• Written instruction: Copy each entry as it stands, leaving nothing out.

(Web page code records)

----

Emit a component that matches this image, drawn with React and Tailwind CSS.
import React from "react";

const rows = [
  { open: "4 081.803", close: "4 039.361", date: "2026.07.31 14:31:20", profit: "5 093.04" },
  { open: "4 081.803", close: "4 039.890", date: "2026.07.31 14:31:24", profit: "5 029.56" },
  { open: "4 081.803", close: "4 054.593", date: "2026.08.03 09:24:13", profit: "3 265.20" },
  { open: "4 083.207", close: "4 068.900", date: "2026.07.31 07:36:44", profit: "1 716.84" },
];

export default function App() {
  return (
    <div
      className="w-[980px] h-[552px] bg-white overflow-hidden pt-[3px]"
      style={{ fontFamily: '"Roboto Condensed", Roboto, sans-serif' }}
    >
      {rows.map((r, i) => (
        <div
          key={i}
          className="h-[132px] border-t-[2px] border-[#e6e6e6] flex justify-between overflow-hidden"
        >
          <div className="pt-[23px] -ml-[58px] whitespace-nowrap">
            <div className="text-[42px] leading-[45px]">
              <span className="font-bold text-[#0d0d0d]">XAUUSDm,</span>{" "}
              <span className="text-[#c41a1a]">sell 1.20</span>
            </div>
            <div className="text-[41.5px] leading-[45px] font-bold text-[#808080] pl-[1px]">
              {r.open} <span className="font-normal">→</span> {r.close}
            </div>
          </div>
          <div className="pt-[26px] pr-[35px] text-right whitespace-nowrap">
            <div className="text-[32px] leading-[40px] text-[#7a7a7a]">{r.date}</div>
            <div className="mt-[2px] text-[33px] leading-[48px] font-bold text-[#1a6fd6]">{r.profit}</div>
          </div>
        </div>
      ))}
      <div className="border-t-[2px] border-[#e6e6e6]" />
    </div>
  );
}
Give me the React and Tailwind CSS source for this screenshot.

----

• Response to the exercise:
Emit a component that matches this image, drawn with React and Tailwind CSS.
import React from "react";

const rows = [
  { open: "4 081.803", close: "4 039.361", date: "2026.07.31 14:31:20", profit: "5 093.04" },
  { open: "4 081.803", close: "4 039.890", date: "2026.07.31 14:31:24", profit: "5 029.56" },
  { open: "4 081.803", close: "4 054.593", date: "2026.08.03 09:24:13", profit: "3 265.20" },
  { open: "4 083.207", close: "4 068.900", date: "2026.07.31 07:36:44", profit: "1 716.84" },
];

export default function App() {
  return (
    <div
      className="w-[980px] h-[552px] bg-white overflow-hidden pt-[3px]"
      style={{ fontFamily: '"Roboto Condensed", Roboto, sans-serif' }}
    >
      {rows.map((r, i) => (
        <div
          key={i}
          className="h-[132px] border-t-[2px] border-[#e6e6e6] flex justify-between overflow-hidden"
        >
          <div className="pt-[23px] -ml-[58px] whitespace-nowrap">
            <div className="text-[42px] leading-[45px]">
              <span className="font-bold text-[#0d0d0d]">XAUUSDm,</span>{" "}
              <span className="text-[#c41a1a]">sell 1.20</span>
            </div>
            <div className="text-[41.5px] leading-[45px] font-bold text-[#808080] pl-[1px]">
              {r.open} <span className="font-normal">→</span> {r.close}
            </div>
          </div>
          <div className="pt-[26px] pr-[35px] text-right whitespace-nowrap">
            <div className="text-[32px] leading-[40px] text-[#7a7a7a]">{r.date}</div>
            <div className="mt-[2px] text-[33px] leading-[48px] font-bold text-[#1a6fd6]">{r.profit}</div>
          </div>
        </div>
      ))}
      <div className="border-t-[2px] border-[#e6e6e6]" />
    </div>
  );
}
Give me the React and Tailwind CSS source for this screenshot.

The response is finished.